After you register the Gateways, iChat will work fine with them. Our SMSIM gateway works fine too.

Groups:

iChats uses server side Jabber groups as definied in the main XMPP RFC3921 and they work just fine. This is great because I can aggregate all my MSN and SMS contacts on different groups.

Still todo:

  • I’m determined to reverse engineer the Audio/Video calls using Jabber, I’ll leave this for the next free weekend.
  • Multiuser chat. Haven’t had time to figure this out but I suspect bad things here.

**In conclusion:****Correction: **I still find iChat’s approach to XMPP well done although I was post-warned (thanks Julian, Justin and Temas) and confirmed that they are not only breaking some JEPs (see the iTunes implementation) but also not doing the most correct usage of the more extensible ones (see the XHTML-IM stuff).
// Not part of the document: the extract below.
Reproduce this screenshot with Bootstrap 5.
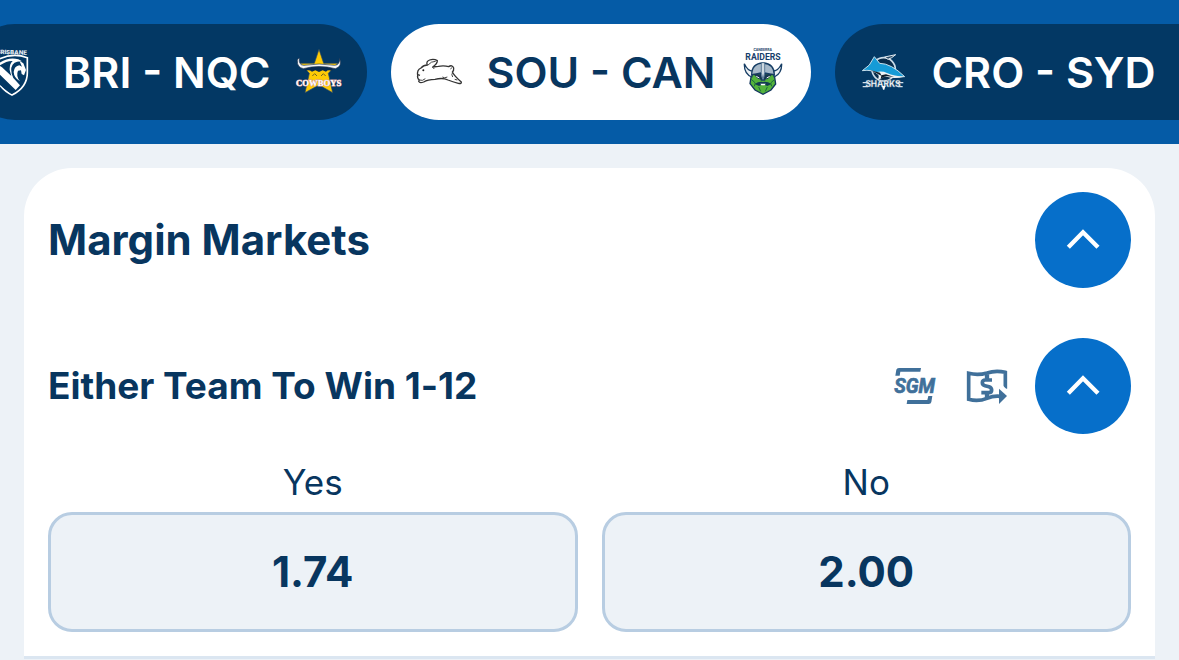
<!DOCTYPE html>
<html lang="en">
<head>
<meta charset="utf-8">
<meta name="viewport" content="width=device-width, initial-scale=1">
<title>SOU - CAN</title>
<link href="https://cdn.jsdelivr.net/npm/bootstrap@5.3.0/dist/css/bootstrap.min.css" rel="stylesheet">
<style>
  body { font-family: Inter, "Liberation Sans", sans-serif; font-feature-settings: "calt" 0; background: #edf2f7; color: #08365f; }
  .match-bar { background: #055ba6; padding: 24px 0; }
  .match-strip { gap: 24px; margin-left: -33px; }
  .match-pill { gap: 24px; height: 96px; padding: 0 24px; border: 0; border-radius: 48px; background: #033864; color: #fff; font-size: 43px; font-weight: 600; line-height: 48px; white-space: nowrap; }
  .match-pill.current { background: #fff; color: #08365f; }
  .glyph { width: 48px; height: 48px; flex: none; }
  .page { padding: 24px 24px 0; }
  .panel { background: #fff; border-radius: 48px 48px 0 0; }
  .market { padding: 24px 24px 26px; }
  .market + .market { border-bottom: 3px solid #dbe6f1; padding-bottom: 24px; }
  .title-lg { font-size: 42px; font-weight: 700; line-height: 48px; }
  .title-md { font-size: 37px; font-weight: 700; line-height: 48px; }
  .toggle { width: 96px; height: 96px; border: 0; background: #066fca; }
  .odds { gap: 24px; margin-top: 24px; }
  .outcome { font-size: 35px; line-height: 48px; }
  .price { height: 120px; margin-top: 6px; border: 3px solid #b8cde2; border-radius: 24px; background: #edf2f7; color: #08365f; font-size: 42px; font-weight: 700; line-height: 48px; }
  .tools { gap: 24px; }
</style>
</head>
<body>
<header class="match-bar overflow-hidden">
  <nav class="match-strip d-flex" aria-label="Matches">
    <button type="button" class="match-pill d-flex align-items-center flex-shrink-0">
      <svg class="glyph" viewBox="-27 84 144 144" aria-hidden="true">
        <text x="35" y="103" text-anchor="middle" font-size="18" font-weight="800" fill="#e8eef5" transform="rotate(2 35 103)">BRISBANE</text>
        <path d="M-12 122Q35 96 82 113V158Q82 202 36 225Q-10 202 -12 158Z" fill="none" stroke="#fff" stroke-width="5"/>
        <path d="M-8 133Q25 108 55 118L66 124Q40 122 34 143Q32 158 40 174L60 196L47 210L-6 158V144Z" fill="#fff"/>
        <path d="M-2 137Q20 122 38 123Q28 132 29 150L34 168L6 142ZM-6 168L40 217L34 222L-6 190Z" fill="#033864"/>
        <path d="M58 122L70 130L78 150L72 166L65 162L63 151L54 152Q47 168 60 184Q42 174 41 156Q43 138 58 136L66 140Z" fill="#fff"/>
      </svg>
      <span>BRI - NQC</span>
      <svg class="glyph" viewBox="45 36 144 144" aria-hidden="true">
        <path d="M117 40L131 82H174L145 112L158 170L117 147L75 170L88 112L60 82H103Z" fill="#ffcb05" stroke="#24466b" stroke-width="2"/>
        <path d="M70 94Q116 84 165 94L155 104Q143 101 138 107L128 103L117 108L106 103L96 107Q88 101 77 104Z" fill="#092b50"/>
        <path d="M97 120L104 113L111 120M123 120L130 113L137 120" fill="none" stroke="#766624" stroke-width="3"/>
        <path d="M52 74Q51 94 70 98Q117 85 166 98Q188 92 179 67Q180 87 164 88Q117 80 72 88Q55 88 58 66Q51 68 52 74Z" fill="#f5f6f8" stroke="#1d3350" stroke-width="2"/>
        <text x="116" y="151" text-anchor="middle" font-family="Liberation Serif, serif" font-size="26" font-weight="700" fill="#fff" stroke="#d9a0a5" stroke-width="3" paint-order="stroke">COWBOYS</text>
      </svg>
    </button>
    <button type="button" class="match-pill current d-flex align-items-center flex-shrink-0" aria-current="true">
      <svg class="glyph" viewBox="45 24 144 144" aria-hidden="true">
        <path d="M82 75Q77 65 89 60Q101 55 112 62Q112 71 98 81L115 79Q132 76 146 80Q156 73 161 84Q162 92 157 96Q164 109 184 126Q185 132 175 130Q158 126 144 120Q128 112 105 118Q83 118 71 126Q59 131 56 124L58 120Q51 114 53 106Q50 90 63 84Q71 75 82 75Z" fill="#fff" stroke="#333" stroke-width="4" stroke-linejoin="round"/>
        <path d="M83 76Q94 63 107 64M59 120Q67 124 76 116M127 111Q134 116 142 111M158 97Q153 104 158 111M98 82L103 87M156 83L151 87M172 120L164 118" fill="none" stroke="#444" stroke-width="3"/>
        <circle cx="70" cy="91" r="3" fill="#222"/>
        <path d="M53 104L60 106" stroke="#333" stroke-width="4"/>
      </svg>
      <span>SOU - CAN</span>
      <svg class="glyph" viewBox="27 36 144 144" aria-hidden="true">
        <text x="98" y="46" text-anchor="middle" font-size="10" font-weight="700" fill="#24466b">CANBERRA</text>
        <text x="99" y="72" text-anchor="middle" font-family="Roboto, sans-serif" font-size="26" font-weight="700" fill="#173e6b">RAIDERS</text>
        <path d="M65 111L60 143L75 162L99 175L123 162L137 144L132 111Z" fill="#54b33c" stroke="#12365d" stroke-width="4"/>
        <path d="M43 83Q42 113 65 123L71 105Q54 107 43 83ZM155 83Q156 112 133 123L127 105Q144 106 155 83Z" fill="#eef2f5" stroke="#173e65" stroke-width="4"/>
        <path d="M65 117Q65 82 99 81Q133 83 133 117L106 111L104 132H94L91 111Z" fill="#a7b9c9" stroke="#173e65" stroke-width="4"/>
        <path d="M94 80H104V110L99 130L94 110Z" fill="#ced9e1" stroke="#315679" stroke-width="2"/>
        <path d="M69 113L91 115L97 131L85 129ZM129 113L107 115L101 131L113 129Z" fill="#173752"/>
        <path d="M79 121L88 126M119 121L110 126" stroke="#fff" stroke-width="3"/>
        <path d="M74 144Q86 136 99 138Q112 136 124 144L112 150L99 145L87 150Z" fill="#123b51"/>
        <path d="M91 143H107L104 148H94Z" fill="#fff"/>
        <path d="M64 130L76 141L73 151M134 130L122 141L125 151M86 153L92 166M112 153L106 166" fill="none" stroke="#1a6c3d" stroke-width="3"/>
      </svg>
    </button>
    <button type="button" class="match-pill d-flex align-items-center flex-shrink-0">
      <svg class="glyph" viewBox="27 24 144 144" aria-hidden="true">
        <circle cx="101" cy="88" r="35" fill="#082c4b" stroke="#cbdbe7" stroke-width="5"/>
        <path d="M104 51L137 44L125 53L114 58Z" fill="#2b4c68" stroke="#e4edf3" stroke-width="3"/>
        <path d="M37 92L58 75L73 50L89 70Q123 70 164 110L130 111L103 103L91 115L85 103Q66 87 37 92Z" fill="#159bd7" stroke="#c8dfeb" stroke-width="3"/>
        <path d="M62 89Q70 95 79 96Q97 92 111 99Q133 109 163 110Q131 119 105 109L84 121L87 105Z" fill="#eef3f5"/>
        <path d="M62 91L90 98L94 106L108 103L132 111L107 108L92 116L94 107Z" fill="#111d29"/>
        <text x="99" y="141" text-anchor="middle" font-size="25" font-weight="800" fill="#fff" stroke="#4d7390" stroke-width="1">SHARKS</text>
        <path d="M38 128H56M142 128H160M38 140H54M144 140H158" stroke="#d3e0ea" stroke-width="4"/>
        <path d="M96 138H106L103 149H99Z" fill="#fff"/>
      </svg>
      <span>CRO - SYD</span>
      <span class="glyph"></span>
    </button>
  </nav>
</header>

<main class="page">
  <div class="panel">
    <section class="market">
      <div class="d-flex align-items-center justify-content-between">
        <h1 class="title-lg mb-0">Margin Markets</h1>
        <button type="button" class="toggle rounded-circle d-flex align-items-center justify-content-center p-0" aria-label="Collapse Margin Markets">
          <svg class="glyph" viewBox="537 96 144 144" aria-hidden="true"><path d="M565 190L609 145L654 190" fill="none" stroke="#fff" stroke-width="13"/></svg>
        </button>
      </div>
    </section>
    <section class="market">
      <div class="d-flex align-items-center justify-content-between">
        <h2 class="title-md mb-0">Either Team To Win 1-12</h2>
        <div class="tools d-flex align-items-center">
          <svg class="glyph" viewBox="33 96 144 144" role="img" aria-label="Same game multi">
            <path d="M46 137L49 119Q50 114 57 114H123L121 125H61L59 137ZM145 198H157L154 216Q153 222 146 222H80L82 210H142Z" fill="#40709a"/>
            <text x="104" y="189" text-anchor="middle" font-family="Roboto, sans-serif" font-size="58" font-weight="700" font-style="italic" fill="#40709a" stroke="#40709a" stroke-width="2">SGM</text>
          </svg>
          <svg class="glyph" viewBox="249 96 144 144" role="img" aria-label="Cash out">
            <path d="M376 176V127Q347 120 321 129Q294 137 266 130V208Q294 216 321 205Q340 197 360 199" fill="none" stroke="#40709a" stroke-width="11"/>
            <path d="M366 164L383 181V183H366Z" fill="#fff"/>
            <path d="M357 176L381 198L357 222Z" fill="#40709a"/>
            <path d="M336 150H316Q307 150 307 158Q307 165 315 167L327 170Q335 173 335 180Q335 188 326 188H304" fill="none" stroke="#40709a" stroke-width="11"/>
            <path d="M321 133V150M321 188V204" stroke="#40709a" stroke-width="13"/>
          </svg>
          <button type="button" class="toggle rounded-circle d-flex align-items-center justify-content-center p-0" aria-label="Collapse Either Team To Win 1-12">
            <svg class="glyph" viewBox="537 96 144 144" aria-hidden="true"><path d="M565 190L609 145L654 190" fill="none" stroke="#fff" stroke-width="13"/></svg>
          </button>
        </div>
      </div>
      <div class="odds d-flex text-center">
        <div class="flex-fill w-50">
          <label class="outcome d-block" for="yes">Yes</label>
          <button type="button" class="price d-block w-100" id="yes">1.74</button>
        </div>
        <div class="flex-fill w-50">
          <label class="outcome d-block" for="no">No</label>
          <button type="button" class="price d-block w-100" id="no">2.00</button>
        </div>
      </div>
    </section>
  </div>
</main>
<script src="https://cdn.jsdelivr.net/npm/bootstrap@5.3.0/dist/js/bootstrap.bundle.min.js"></script>
</body>
</html>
Out of topic If you need a very good MSN gateway, use this one PyMSTt by James Bunton. We’re funding the PyMSNt project and it’s very robust we have more than 700+ concurrent users on it all the time, and growing.

One thing I miss on iChat is a plugin architecture or at least an API to extend it. No automator actions either too but I might be missing something. I know it’s not ment to be an advanced or bloated IM client but hey, leave that option to the end user. Open the doors to iChat like you did with Dashboard.

Anyway I’ve changed to iChat and dropped all the Adiumx and ProteusX of life (libgaim is soo bad implementing XMPP by the way). I still use Psi for Jabber development. If I could only use Psi’s core with the iChat’s looks and OS integration !

Also, I’ve read the MacOSX Tiger Server will include a Jabber server with it. Still don’t know which one. This is also very good news.

Now if only Google would adopt XMPP for their IM offering the rest of the world would surely thank them. I would.

Disclaimer: this article is superficial and was done in a hurry. It may include mistakes or incomplete / incorrect information.